"""

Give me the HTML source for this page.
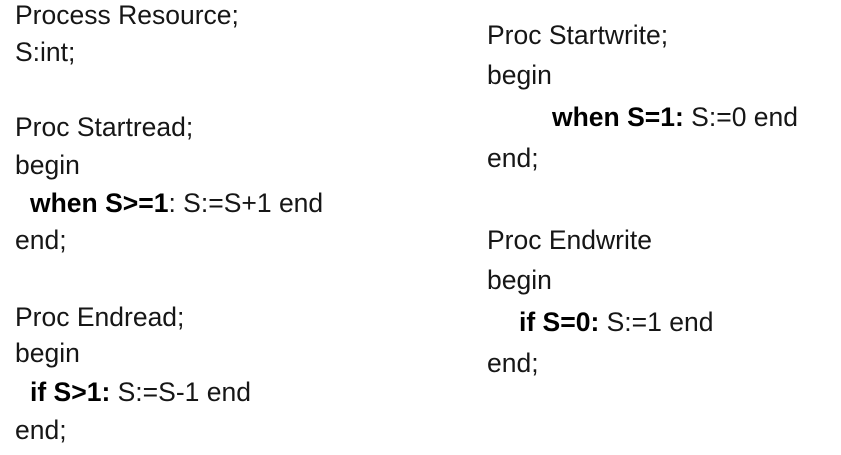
<!DOCTYPE html>
<html><head><meta charset="utf-8"><style>
html,body{margin:0;padding:0;background:#fff;width:841px;height:455px;overflow:hidden}
div{position:absolute;font-family:"Liberation Sans",Arial,sans-serif;font-size:26.5px;line-height:27px;color:#161616;white-space:nowrap}
b{font-weight:bold;color:#000}
</style></head><body>
<div style="left:15px;top:2px">Process Resource;</div>
<div style="left:15px;top:39px">S:int;</div>
<div style="left:15px;top:114px">Proc Startread;</div>
<div style="left:15px;top:152px">begin</div>
<div style="left:30px;top:190px"><b>when S&gt;=1</b>: S:=S+1 end</div>
<div style="left:15px;top:227px">end;</div>
<div style="left:15px;top:304px">Proc Endread;</div>
<div style="left:15px;top:340px">begin</div>
<div style="left:30px;top:379px"><b>if S&gt;1:</b> S:=S-1 end</div>
<div style="left:15px;top:417px">end;</div>

<div style="left:487px;top:22px">Proc Startwrite;</div>
<div style="left:487px;top:62px">begin</div>
<div style="left:552px;top:104px"><b>when S=1:</b> S:=0 end</div>
<div style="left:487px;top:145px">end;</div>
<div style="left:487px;top:227px">Proc Endwrite</div>
<div style="left:487px;top:267px">begin</div>
<div style="left:519px;top:309px"><b>if S=0:</b> S:=1 end</div>
<div style="left:487px;top:350px">end;</div>
</body></html>
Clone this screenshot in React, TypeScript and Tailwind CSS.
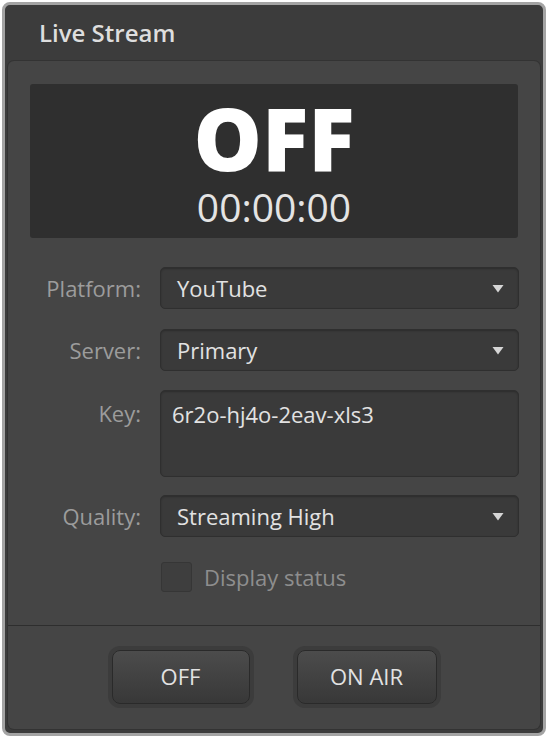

"""

WHAT TO WORK ON => Give all the entries again exactly, dropping each picture.

RESULT OF THE EXERCISE =>
Give me the HTML source for this page.
<!DOCTYPE html>
<html><head><meta charset="utf-8"><style>
html,body{margin:0;padding:0;background:#fff;width:841px;height:455px;overflow:hidden}
div{position:absolute;font-family:"Liberation Sans",Arial,sans-serif;font-size:26.5px;line-height:27px;color:#161616;white-space:nowrap}
b{font-weight:bold;color:#000}
</style></head><body>
<div style="left:15px;top:2px">Process Resource;</div>
<div style="left:15px;top:39px">S:int;</div>
<div style="left:15px;top:114px">Proc Startread;</div>
<div style="left:15px;top:152px">begin</div>
<div style="left:30px;top:190px"><b>when S&gt;=1</b>: S:=S+1 end</div>
<div style="left:15px;top:227px">end;</div>
<div style="left:15px;top:304px">Proc Endread;</div>
<div style="left:15px;top:340px">begin</div>
<div style="left:30px;top:379px"><b>if S&gt;1:</b> S:=S-1 end</div>
<div style="left:15px;top:417px">end;</div>

<div style="left:487px;top:22px">Proc Startwrite;</div>
<div style="left:487px;top:62px">begin</div>
<div style="left:552px;top:104px"><b>when S=1:</b> S:=0 end</div>
<div style="left:487px;top:145px">end;</div>
<div style="left:487px;top:227px">Proc Endwrite</div>
<div style="left:487px;top:267px">begin</div>
<div style="left:519px;top:309px"><b>if S=0:</b> S:=1 end</div>
<div style="left:487px;top:350px">end;</div>
</body></html>
Clone this screenshot in React, TypeScript and Tailwind CSS.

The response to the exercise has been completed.